Titolo della settimana: Guardie e ladri di  Monicelli e Steno,1951.

Ogni giorno il nostro incontro in teatro – mai prima delle 13.00, Totò era nottambulo, io mattiniero, lui arrivava fresco, leggero ed io che avevo già sforchettato pesantino – avveniva sempre con due bacetti, uno de qua e uno de là, poi cominciavamo l’allegro gioco della recitazione; c’era soltanto un inconveniente, che diventando spettatori di noi stessi, ci capitava di non poter andare avanti per il troppo ridere“.

Una data segnata in rosso quella dei 70 anni di una pellicola che definire un classico è anche poco, basti pensare al titolo, usato e abusato ancora oggi e diventato un modo di dire in qualunque discorso o situazione rientri. Nel 1951 Aldo Fabrizi inaugura con Guardie e ladri la fortunata collaborazione con Totò. Pellicola non a caso darà al Principe le prime soddisfazioni a livello di critica e riconoscimenti prestigiosi, questo perché la sua indiscutibile bravura viene messa al servizio della storia e non viceversa, come invece accadeva quasi sempre nei suoi lungometraggi.

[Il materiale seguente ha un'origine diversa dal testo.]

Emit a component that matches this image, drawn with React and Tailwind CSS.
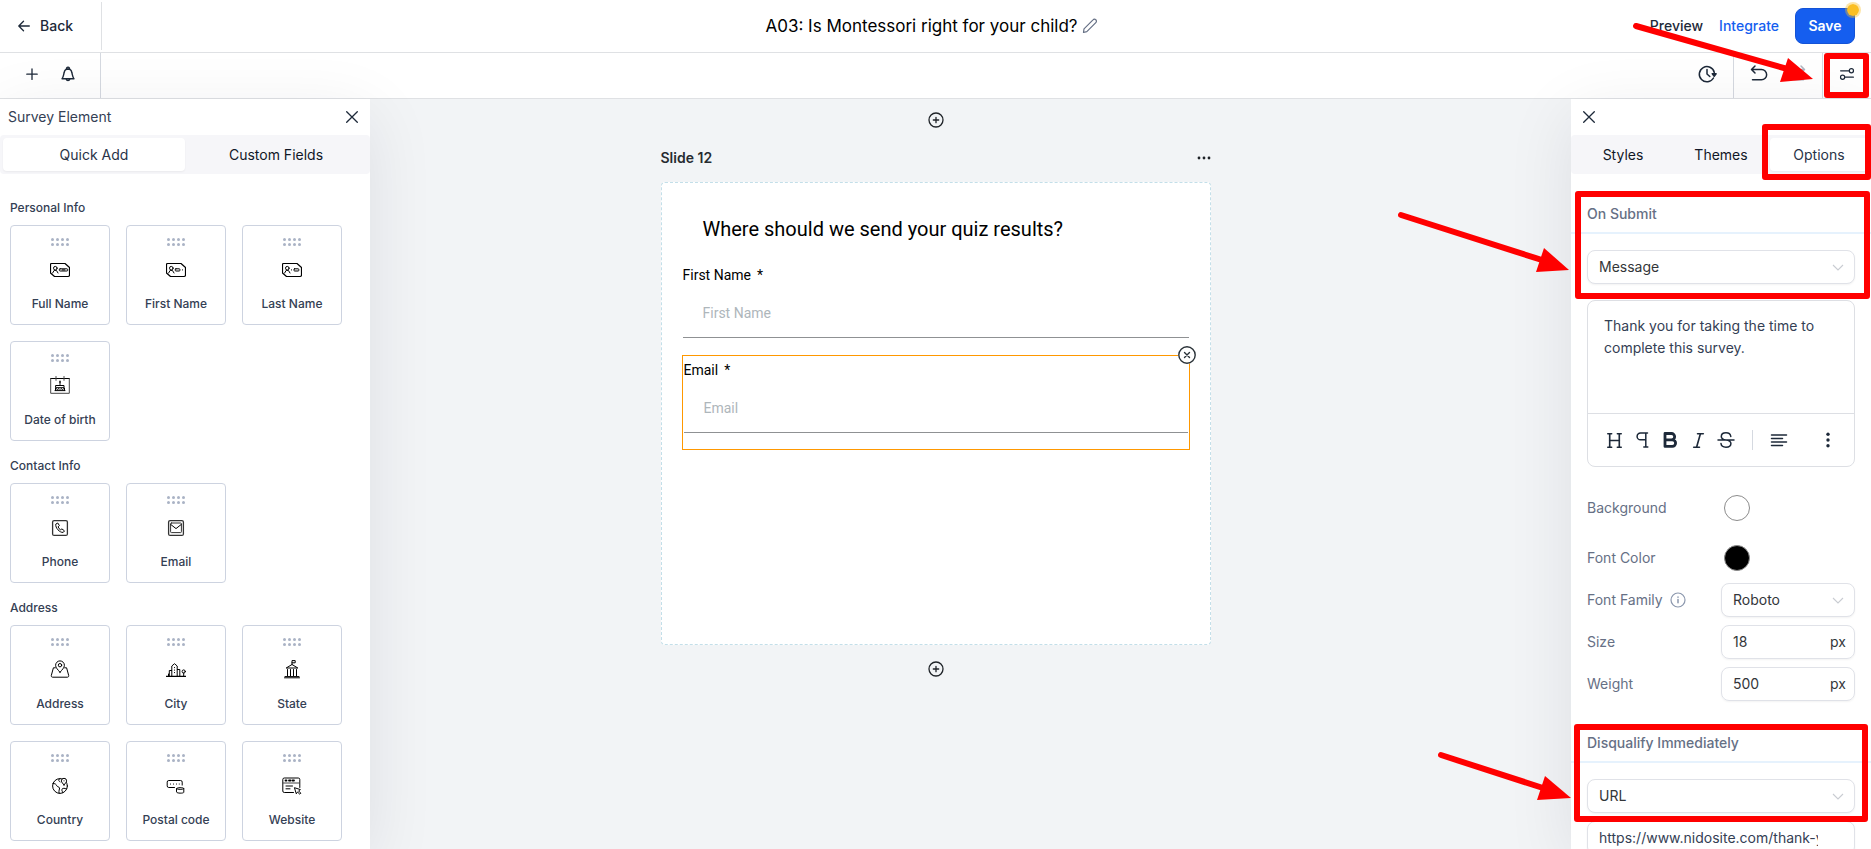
import { useState } from 'react';
import { TbHeading, TbItalic } from 'react-icons/tb';

/* Field icons, all drawn on a 20x20 grid */
function Icon({ children, className = 'size-5', ...rest }) {
  return (
    <svg
      viewBox="0 0 20 20"
      className={className}
      fill="none"
      stroke="currentColor"
      strokeWidth="1"
      strokeLinecap="round"
      strokeLinejoin="round"
      aria-hidden="true"
      {...rest}
    >
      {children}
    </svg>
  );
}

function IdCard({ children }) {
  return (
    <Icon>
      <path d="M1.5 3.5h13.5l4.5 4v7.5a1.5 1.5 0 0 1-1.5 1.5H4.5l-4-3.5V4.5a1 1 0 0 1 1-1z" strokeWidth="1.2" />
      <circle cx="5.3" cy="8.2" r="1.8" />
      <path d="M2.6 13l1.6-2.6h2.2L8 13" />
      {children}
    </Icon>
  );
}

const icons = {
  fullName: (
    <IdCard>
      <rect x="9.3" y="8.8" width="8.4" height="2.2" rx="0.8" />
      <path d="M12.2 9.9h2.6" />
    </IdCard>
  ),
  firstName: (
    <IdCard>
      <rect x="9.3" y="8.8" width="4.6" height="2.2" rx="0.6" />
      <path d="M16.4 9.9h.2" />
    </IdCard>
  ),
  lastName: (
    <IdCard>
      <path d="M9.4 9.9h.2" />
      <rect x="12" y="8.8" width="4.8" height="2.2" rx="0.6" />
    </IdCard>
  ),
  birthday: (
    <Icon>
      <path d="M.7 2.5h18.6" stroke="#000" />
      <path d="M.7 2.5v14.8h18.6V2.5M6 .5v3.8M14 .5v3.8" stroke="#444" />
      <path d="M10 5v3.5M9.5 6h1M6 9.5h8v2.2H6zM5.5 14.5v-2.3M14.5 14.5v-2.3M5 14.6h10M6 12.5l1.5 1 1.5-1 1 1 1-1 1.5 1 1.5-1" />
    </Icon>
  ),
  phone: (
    <Icon>
      <rect x="2.6" y="2.6" width="14.8" height="14.8" rx="1.5" stroke="#333" strokeWidth="1.3" />
      <path d="M7.4 5.2 5.8 6.1c-.7 3.8 4 8.7 7.4 8.3l1.3-1.5-2.6-2-1.3.9c-1.2-.6-2.1-1.7-2.5-2.9l1-1.1z" />
    </Icon>
  ),
  email: (
    <Icon>
      <rect x="2.6" y="2.6" width="14.8" height="14.8" rx="1.5" stroke="#333" strokeWidth="1.3" />
      <rect x="4.6" y="5" width="10.8" height="9.6" rx="0.8" stroke="#333" />
      <path d="M4.8 6.5 10 10.6l5.2-4.1" />
    </Icon>
  ),
  address: (
    <Icon>
      <path d="M10 12.3c-2-2.6-4.4-4.4-4.4-7a4.4 4.4 0 0 1 8.8 0c0 2.6-2.4 4.4-4.4 7z" />
      <circle cx="10" cy="5.2" r="1.7" />
      <path d="M5.3 7.8H3.4L1.3 15.5c-.1 1 .3 1.7 1.3 1.7h14.8c1 0 1.4-.7 1.3-1.7l-2.1-7.7h-1.9" />
    </Icon>
  ),
  city: (
    <Icon>
      <path d="M.5 16.3h19" strokeWidth="1.3" />
      <path d="M5.8 16V6l2.7-2.3L11.2 6v10M3.3 16v-5.5h2.3M11.4 9.5h2.4V16M17.7 16v-3" />
      <circle cx="17.7" cy="11.5" r="1.6" />
      <path d="M8.5 7.5v.2M8.5 10v.2M8.5 12.5v.2M2.5 14v2" />
    </Icon>
  ),
  state: (
    <Icon>
      <path d="M2.5 17.8h15M3 16.6h14" />
      <path d="M4.5 7.8 10 4.5l5.5 3.3zM10 4.500V.6h3.2v2.2H10M5.5 9.5v6.3M8.5 9.5v6.3M11.5 9.5v6.3M14.5 9.5v6.3" />
    </Icon>
  ),
  country: (
    <Icon>
      <circle cx="10" cy="10" r="7.4" />
      <path d="M3 7.5c2-.2 3.3.8 3.8 2.3.5 1.3 2.5.8 2.7 2.2.2 1.5-1 2.2-.4 5.2M9.8 2.700c-1.8 1-1.2 2.6.2 3.2M12.7 16.5c-.3-1.5-1.3-2.2-.7-3.3.7-1.3 2.6-1 4.6-.4" />
      <path d="M14 9c-1-1.6-2.600-2.700-2.600-4.100a2.6 2.6 0 0 1 5.2 0C16.6 6.3 15 7.4 14 9z" fill="#fff" />
      <path d="M14 4.8v.1" />
    </Icon>
  ),
  postal: (
    <Icon>
      <path d="M8.5 11.5H2.8a1.6 1.6 0 0 1-1.600-1.600V6.100a1.6 1.6 0 0 1 1.6-1.6h11.8a1.6 1.6 0 0 1 1.6 1.6v3" />
      <path d="M4.5 8v.1M7.5 8v.1M10.5 8v.1M13.3 8v.1" />
      <path d="M10.5 12.5c0-1.2 7.3-1.2 7.3 0v3.8c0 1.2-7.3 1.2-7.3 0zM10.5 12.7c1 1 6.3 1 7.3 0" />
    </Icon>
  ),
  website: (
    <Icon>
      <path d="M11.5 16.500H2.300A1.500 1.500 0 0 1 .8 15V3.500A1.500 1.500 0 0 1 2.300 2h14a1.500 1.500 0 0 1 1.500 1.500v8" />
      <path d="M1 7h16.6" stroke="#444" />
      <path d="M3.5 4.5h1M7 4.5h1.5M10.5 4.5h1.5" strokeWidth="1.8" />
      <path d="M4 10h6.5M4 12.8h4" />
      <path d="m12.8 11.8 5.6 1.8-1.8 1.3 2.2 2.3-1 1-2.3-2.2-1 1.5z" />
    </Icon>
  ),
};

const groups = [
  {
    title: 'Personal Info',
    items: [
      ['fullName', 'Full Name'],
      ['firstName', 'First Name'],
      ['lastName', 'Last Name'],
      ['birthday', 'Date of birth'],
    ],
  },
  {
    title: 'Contact Info',
    items: [
      ['phone', 'Phone'],
      ['email', 'Email'],
    ],
  },
  {
    title: 'Address',
    items: [
      ['address', 'Address'],
      ['city', 'City'],
      ['state', 'State'],
      ['country', 'Country'],
      ['postal', 'Postal code'],
      ['website', 'Website'],
    ],
  },
];

function DragDots() {
  return (
    <svg viewBox="0 0 20 8" className="h-2 w-5 fill-[#aab3c5]" aria-hidden="true">
      {[2.5, 7.5, 12.5, 17.5].map((x) => (
        <g key={x}>
          <circle cx={x} cy="1.5" r="1.5" />
          <circle cx={x} cy="6.5" r="1.5" />
        </g>
      ))}
    </svg>
  );
}

function CloseIcon() {
  return (
    <svg viewBox="0 0 12 12" className="size-3" stroke="currentColor" strokeWidth="1.3" strokeLinecap="round" aria-hidden="true">
      <path d="M.7.7l10.6 10.6M11.3.7.7 11.3" />
    </svg>
  );
}

function Tabs({ items, active, onChange, className }) {
  return (
    <div role="tablist" className={`grid rounded-sm bg-[#f6f6f9] p-[3px] ${className}`}>
      {items.map((name) => (
        <button
          key={name}
          role="tab"
          aria-selected={name === active}
          onClick={() => onChange(name)}
          className={
            name === active
              ? 'h-[33px] rounded-sm bg-white text-sm text-[#283347] shadow-xs'
              : 'h-[33px] rounded-sm text-sm text-[#111827]'
          }
        >
          {name}
        </button>
      ))}
    </div>
  );
}

function Header() {
  return (
    <header className="grid h-[53px] shrink-0 grid-cols-[1fr_auto_1fr] items-center border-b border-[#dfe1e4] bg-white">
      <div className="flex h-12 w-[102px] items-center border-r border-[#dfe1e4] pl-[18px]">
        <button className="flex items-center gap-[10px] text-sm font-medium text-[#1d2939]">
          <svg viewBox="0 0 12 12" className="size-3" fill="none" stroke="currentColor" strokeWidth="1.3" strokeLinecap="round" strokeLinejoin="round" aria-hidden="true">
            <path d="M11.3 6H.9M5.5 1.3.8 6l4.7 4.7" />
          </svg>
          Back
        </button>
      </div>
      <div className="flex items-center gap-1 pr-2">
        <h1 className="text-[17px] leading-6 text-black">A03: Is Montessori right for your child?</h1>
        <button aria-label="Rename survey" className="text-[#667085]">
          <svg viewBox="0 0 16 16" className="size-4" fill="none" stroke="currentColor" strokeWidth="1.2" strokeLinejoin="round" aria-hidden="true">
            <path d="M1.500 14.500l.5-3.700 9-9a1.900 1.900 0 0 1 2.800 0 1.900 1.900 0 0 1 0 2.800l-9 9z" />
          </svg>
        </button>
      </div>
      <div className="flex items-center justify-end gap-4 pr-4 text-sm font-medium">
        <a href="#preview" className="text-[#1d2939]">Preview</a>
        <a href="#integrate" className="text-[#155eef]">Integrate</a>
        <button className="relative h-9 w-[60px] rounded-lg border border-[#1453d6] bg-[#155eef] font-semibold text-white">
          Save
          <span className="absolute -top-[7px] -right-[7px] size-4 rounded-full border-2 border-[#fbbf24]/40 bg-[#fbbf24] bg-clip-padding" />
        </button>
      </div>
    </header>
  );
}

function Toolbar() {
  return (
    <div className="flex h-[46px] shrink-0 items-stretch justify-between border-b border-[#dfe1e4] bg-white text-[#1d2939]">
      <div className="flex w-[101px] items-center gap-5 border-r border-[#d5d9e0] pb-1 pl-6">
        <button aria-label="Add element">
          <svg viewBox="0 0 16 16" className="size-4" stroke="currentColor" strokeWidth="1.3" strokeLinecap="round" aria-hidden="true">
            <path d="M8 3v10.4M2.8 8.2h10.4" />
          </svg>
        </button>
        <button aria-label="Notifications">
          <svg viewBox="0 0 16 16" className="size-4 overflow-visible" fill="none" stroke="currentColor" strokeWidth="1.4" strokeLinejoin="round" strokeLinecap="round" aria-hidden="true">
            <path d="M2 12.800c1.600-2.200 1.500-4.200 2.200-6.200A4 4 0 0 1 8 3a4 4 0 0 1 3.800 3.600c.7 2 .6 4 2.200 6.200zM6.500 3.300a1.600 1.600 0 1 1 3 0M6.200 13.300a1.900 1.900 0 0 0 3.600 0" />
          </svg>
        </button>
      </div>
      <div className="flex items-stretch">
        <button aria-label="Version history" className="flex w-[52px] items-center justify-center pb-1">
          <Icon strokeWidth="1.5">
            <path d="M17.300 8.500A7.600 7.600 0 1 0 16.500 14M10 5.500V10l2.800 2.500" />
            <path d="M15.300 9.700h3.800l-1.900 2.500z" fill="currentColor" />
          </Icon>
        </button>
        <div className="flex w-[90px] items-center justify-center gap-[18px] border-x border-[#d5d9e0] pb-1">
          <button aria-label="Undo">
            <Icon strokeWidth="1.5">
              <path d="M6 2 2.500 5.500 6 9M2.800 5.500h9.700a5 5 0 0 1 0 10.300H3.500" />
            </Icon>
          </button>
          <button aria-label="Redo" className="text-[#aeb4bf]">
            <Icon strokeWidth="1.5">
              <path d="M14 2l3.500 3.500L14 9M17.200 5.500H7.500a5 5 0 0 0 0 10.300h9" />
            </Icon>
          </button>
        </div>
        <button aria-label="Settings" className="flex w-12 items-center justify-center pb-1">
          <Icon className="size-4" strokeWidth="1.5">
            <circle cx="15.500" cy="6" r="2.600" />
            <circle cx="4.500" cy="14" r="2.600" />
            <path d="M2 6h10.500M7.500 14H18" />
          </Icon>
        </button>
      </div>
    </div>
  );
}

function ElementPanel() {
  const [tab, setTab] = useState('Quick Add');

  return (
    <aside className="z-10 col-start-1 row-start-1 flex min-h-0 w-[370px] flex-col justify-self-start bg-white shadow-[0_16px_64px_rgba(16,24,40,0.09)]">
      <div className="flex h-9 shrink-0 items-center justify-between pr-3 pl-2">
        <h2 className="text-sm text-[#344054]">Survey Element</h2>
        <button aria-label="Close elements" className="text-[#1d2939]">
          <CloseIcon />
        </button>
      </div>
      <Tabs items={['Quick Add', 'Custom Fields']} active={tab} onChange={setTab} className="grid-cols-2" />
      <div className="min-h-0 flex-1 overflow-hidden px-[10px] pt-[9px]">
        {groups.map((group) => (
          <section key={group.title} className="pt-4">
            <h3 className="mb-2 text-xs leading-[18px] font-medium text-[#344054]">{group.title}</h3>
            <div className="flex flex-wrap gap-4">
              {group.items.map(([icon, label]) => (
                <button
                  key={label}
                  className="flex size-[100px] cursor-grab flex-col items-center rounded-sm border border-[#cdd3e0] bg-white pt-3 text-black"
                >
                  <DragDots />
                  <span className="mt-[14px]">{icons[icon]}</span>
                  <span className="mt-4 text-xs font-medium text-[#344054]">{label}</span>
                </button>
              ))}
            </div>
          </section>
        ))}
      </div>
    </aside>
  );
}

function AddSlide() {
  return (
    <button aria-label="Add slide" className="text-[#1f2328]">
      <svg viewBox="0 0 16 16" className="size-4" fill="none" stroke="currentColor" strokeWidth="1.300" strokeLinecap="round" aria-hidden="true">
        <circle cx="8" cy="8" r="7" />
        <path d="M8 5.300v5.400M5.300 8h5.400" />
      </svg>
    </button>
  );
}

function FormField({ id, label, selected }) {
  return (
    <div
      className={
        selected
          ? 'relative flex flex-col border border-[#ff9800] px-px pt-1 pb-4'
          : 'relative flex flex-col border border-transparent pt-1 pb-4'
      }
    >
      <label htmlFor={id} className="flex gap-[6px] text-sm text-black">
        {label} <span>*</span>
      </label>
      <input
        id={id}
        placeholder={label}
        className="mt-[3px] h-[50px] w-full border-b border-[#8f9193] px-5 text-sm outline-none placeholder:text-[#aeb6bb]"
      />
      {selected && (
        <button aria-label={`Remove ${label}`} className="absolute -top-[10px] -right-[7px] rounded-full bg-white text-[#2a3238]">
          <svg viewBox="0 0 18 18" className="size-[18px]" fill="none" stroke="currentColor" strokeWidth="1.400" strokeLinecap="round" aria-hidden="true">
            <circle cx="9" cy="9" r="8.200" />
            <path d="M6.500 6.500l5 5M11.500 6.500l-5 5" />
          </svg>
        </button>
      )}
    </div>
  );
}

function Canvas() {
  return (
    <main className="col-start-1 row-start-1 flex flex-col items-center bg-[#f2f4f6] pt-[13px]">
      <AddSlide />
      <div className="mt-5 flex w-full max-w-[550px] items-center justify-between">
        <h2 className="text-sm font-semibold text-[#272b30]">Slide 12</h2>
        <button aria-label="Slide menu" className="text-[#1f2328]">
          <svg viewBox="0 0 14 4" className="h-1 w-[14px]" fill="currentColor" aria-hidden="true">
            <circle cx="2" cy="2" r="1.400" />
            <circle cx="7" cy="2" r="1.400" />
            <circle cx="12" cy="2" r="1.400" />
          </svg>
        </button>
      </div>
      <section className="mt-[14px] mb-4 min-h-[463px] w-full max-w-[550px] rounded-sm border border-dashed border-[#c3dfe9] bg-white px-5 pt-8 font-[Roboto,sans-serif]">
        <h3 className="mb-[17px] pl-[21px] text-xl text-black">Where should we send your quiz results?</h3>
        <FormField id="first-name" label="First Name" />
        <FormField id="email" label="Email" selected />
      </section>
      <AddSlide />
    </main>
  );
}

function Select({ id, label, options }) {
  return (
    <div className="grid items-center">
      <select
        id={id}
        aria-label={label}
        className="col-start-1 row-start-1 h-[34px] w-full appearance-none rounded-lg border border-[#e0e2e8] bg-white px-[11px] text-sm text-[#333639] shadow-xs outline-none"
      >
        {options.map((o) => (
          <option key={o}>{o}</option>
        ))}
      </select>
      <svg viewBox="0 0 12 7" className="pointer-events-none col-start-1 row-start-1 mr-[11px] h-[7px] w-3 justify-self-end" fill="none" stroke="#c9ccd2" strokeWidth="1.100" aria-hidden="true">
        <path d="M1 1l5 5 5-5" />
      </svg>
    </div>
  );
}

function PxInput({ id, value }) {
  return (
    <div className="flex h-[34px] items-center rounded-lg border border-[#e0e2e8] pr-2 pl-[11px] text-sm text-[#333639] shadow-xs">
      <input id={id} defaultValue={value} className="w-full min-w-0 flex-1 outline-none" />
      <span>px</span>
    </div>
  );
}

function SectionTitle({ children }) {
  return (
    <h3 className="mb-4 border-b-2 border-[#e6f2fd] px-4 pb-2 text-sm font-medium text-[#667085]">{children}</h3>
  );
}

function MessageEditor() {
  return (
    <div className="mt-4 overflow-hidden rounded-lg border border-[#dddfe4]">
      <textarea
        aria-label="Thank you message"
        defaultValue="Thank you for taking the time to complete this survey."
        className="block h-28 w-full resize-none px-4 pt-[14px] text-sm leading-[22px] text-[#344054] outline-none"
      />
      <div className="flex h-[53px] items-center border-t border-[#dddfe4] pl-3 text-[#1d2939]">
        <button aria-label="Heading" className="flex w-7 justify-center">
          <TbHeading className="size-[23px]" strokeWidth={1.7} />
        </button>
        <button aria-label="Paragraph" className="flex w-7 justify-center">
          <Icon strokeWidth="1.5">
            <path d="M15.500 3H8.500a3.400 3.400 0 0 0 0 6.800h5.300M13.800 3v14M11.800 17h4" />
          </Icon>
        </button>
        <button aria-label="Bold" className="flex w-7 justify-center">
          <Icon strokeWidth="2.800">
            <path d="M5 3.500h6.500a3.100 3.100 0 0 1 0 6.300H5zM5 9.800h7.300a3.300 3.300 0 0 1 0 6.600H5z" />
          </Icon>
        </button>
        <button aria-label="Italic" className="flex w-7 justify-center">
          <TbItalic className="size-[23px]" strokeWidth={1.7} />
        </button>
        <button aria-label="Strikethrough" className="flex w-7 justify-center">
          <Icon strokeWidth="1.500">
            <path d="M2 10h16M14.800 6.500C14.500 4 12.700 2.800 10 2.800S5.300 4.200 5.300 6.500 7.500 9.700 10 10s4.900 1.200 4.900 3.500-2.200 3.700-4.900 3.700-4.800-1.300-5-3.700" />
          </Icon>
        </button>
        <span className="ml-3 h-5 w-px bg-[#d5d9e0]" />
        <button aria-label="Align left" className="ml-4">
          <Icon strokeWidth="1.500">
            <path d="M2.500 5h15M2.500 8.500h11M2.500 12h15M2.500 15.500h11" />
          </Icon>
        </button>
        <button aria-label="More formatting" className="mr-4 ml-auto">
          <Icon fill="currentColor" stroke="none">
            <circle cx="10" cy="4.300" r="1.700" />
            <circle cx="10" cy="10" r="1.700" />
            <circle cx="10" cy="15.700" r="1.700" />
          </Icon>
        </button>
      </div>
    </div>
  );
}

function OptionsPanel() {
  const [tab, setTab] = useState('Options');

  return (
    <aside className="z-10 col-start-1 row-start-1 flex min-h-0 w-[300px] flex-col overflow-hidden justify-self-end bg-white shadow-[0_16px_64px_rgba(16,24,40,0.09)]">
      <div className="flex h-9 shrink-0 items-center pl-3">
        <button aria-label="Close options" className="text-[#1d2939]">
          <CloseIcon />
        </button>
      </div>
      <Tabs items={['Styles', 'Themes', 'Options']} active={tab} onChange={setTab} className="grid-cols-3" />

      <section className="pt-[30px]">
        <SectionTitle>On Submit</SectionTitle>
        <div className="px-4">
          <Select id="on-submit" label="On Submit" options={['Message', 'URL']} />
          <MessageEditor />

          <div className="mt-4 text-sm text-[#667085]">
            <div className="grid h-[50px] grid-cols-2 items-center">
              <span>Background</span>
              <button aria-label="Background color" className="ml-[3px] size-[26px] rounded-full border border-[#8c8c8c] bg-white" />
            </div>
            <div className="grid h-[50px] grid-cols-2 items-center">
              <span>Font Color</span>
              <button aria-label="Font color" className="ml-[3px] size-[26px] rounded-full border border-[#8c8c8c] bg-black" />
            </div>
            <div className="grid grid-cols-2 items-center gap-y-2">
              <label htmlFor="font-family" className="flex items-center gap-[7px]">
                Font Family
                <svg viewBox="0 0 16 16" className="size-4 text-[#8b97ad]" fill="none" stroke="currentColor" strokeWidth="1.200" strokeLinecap="round" aria-hidden="true">
                  <circle cx="8" cy="8" r="7" />
                  <path d="M8 7.600v3.200M8 5.100v.1" strokeWidth="1.500" />
                </svg>
              </label>
              <Select id="font-family" label="Font Family" options={['Roboto', 'Inter', 'Lato']} />
              <label htmlFor="size">Size</label>
              <PxInput id="size" value="18" />
              <label htmlFor="weight">Weight</label>
              <PxInput id="weight" value="500" />
            </div>
          </div>
        </div>
      </section>

      <section className="pt-8">
        <SectionTitle>Disqualify Immediately</SectionTitle>
        <div className="flex flex-col gap-2 px-4">
          <Select id="disqualify" label="Disqualify Immediately" options={['URL', 'Message']} />
          <div className="flex h-[34px] rounded-lg border border-[#e0e2e8] pr-9 pl-[11px] shadow-xs">
            <input
              aria-label="Redirect URL"
              defaultValue="https://www.nidosite.com/thank-you"
              className="w-full text-sm text-[#344054] outline-none"
            />
          </div>
        </div>
      </section>
    </aside>
  );
}

/* Red callouts drawn over the right side of the editor */
function Callouts() {
  return (
    <svg
      viewBox="0 0 480 849"
      className="pointer-events-none absolute top-0 right-0 z-20 h-[849px] w-[480px]"
      fill="none"
      stroke="#ff0000"
      strokeWidth="6"
      strokeLinejoin="round"
      strokeLinecap="round"
      aria-hidden="true"
    >
      <rect x="436" y="56" width="39" height="39" />
      <rect x="374" y="127" width="103" height="50" />
      <rect x="187" y="194" width="289" height="102" />
      <rect x="186" y="727" width="288" height="92" />
      <path d="M245 26l155 44M10 215l144 46M50 755l102 33" />
      <g fill="#ff0000" stroke="none">
        <path d="M422 79l-25-21-8 24z" />
        <path d="M178 270l-25-22-8 24z" />
        <path d="M180 798l-26-22-8 24z" />
      </g>
    </svg>
  );
}

export default function App() {
  return (
    <div className="relative flex h-screen flex-col overflow-hidden font-[Inter,sans-serif]">
      <Header />
      <Toolbar />
      <div className="grid min-h-0 flex-1 grid-cols-1 grid-rows-1">
        <Canvas />
        <ElementPanel />
        <OptionsPanel />
      </div>
      <Callouts />
    </div>
  );
}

Basterebbe solamente leggere i nomi degli sceneggiatori per capire che siamo di fronte ad un capolavoro: Monicelli e Steno, anche registi, Flaiano, Maccari, lo stesso Fabrizi e il nostro conterraneo DOC Vitaliano Brancati, che danno vita ad una pellicola con evidente impronta neorealista, girata per le strade di Roma, ma lontana dal centro storico, questa è la Roma delle borgate, periferica, siamo nell’immediato dopoguerra, la Nazione si lecca ancora le ferite e si vive alla giornata, come Ferdinando Esposito -Totò, piccolo truffatore più per necessità che per convinzione, sulle cui tracce si getta il brigadiere Lorenzo Bottoni -Fabrizi che deve lo deve riacciuffare anche per salvare il proprio posto di lavoro. ..avrete capito che ne vedremo delle belle. Ancor più di Peppino, secondo me, senza nulla togliere, è stato Fabrizi ad offrire i migliori, per usare un termine calcistico, assist all’estremità incontenibile di Totò, ma senza mai cedere la scena di un millimetro.

Se vi capita di vedere i film della coppia vi accorgerete subito che Totò non divora il film perché il coprotagonista è in tutto e per tutto alla sua altezza. Siamo nel 1951 e già cominciano a intravedersi i primi germi  della commedia italiana che dà lì a poco esploderà con lo stesso Monicelli, Germi, Risi ed altri a fare grande la nostra cinematografia. Fotografia in un bianco e nero spettacolare del futuro maestro del giallo – horror Marione Bava. Musiche di Cicognini. Accanto ai due mattatori, nel cast troviamo: Ave Ninchi. Carlo Delle Piane, futuro  avatiano, Carlo Giuffrè e Rossana Podestà. Premio a Cannes per la miglior sceneggiatura e Palma d’oro a Totò, che nello stesso anno vinse anche il Nastro d’argento. Nonostante la censura bigotta dell’epoca si accanì sulla pellicola per ragioni che soprassediamo per questioni di lunghezza, il pubblico si identificò in questo dramma comico e il successo fu enorme. A proposito quest’anno sono 70 candeline quindi vederlo o rivederlo è un obbligo, per una pellicola che non può mancare in nessuna videoteca.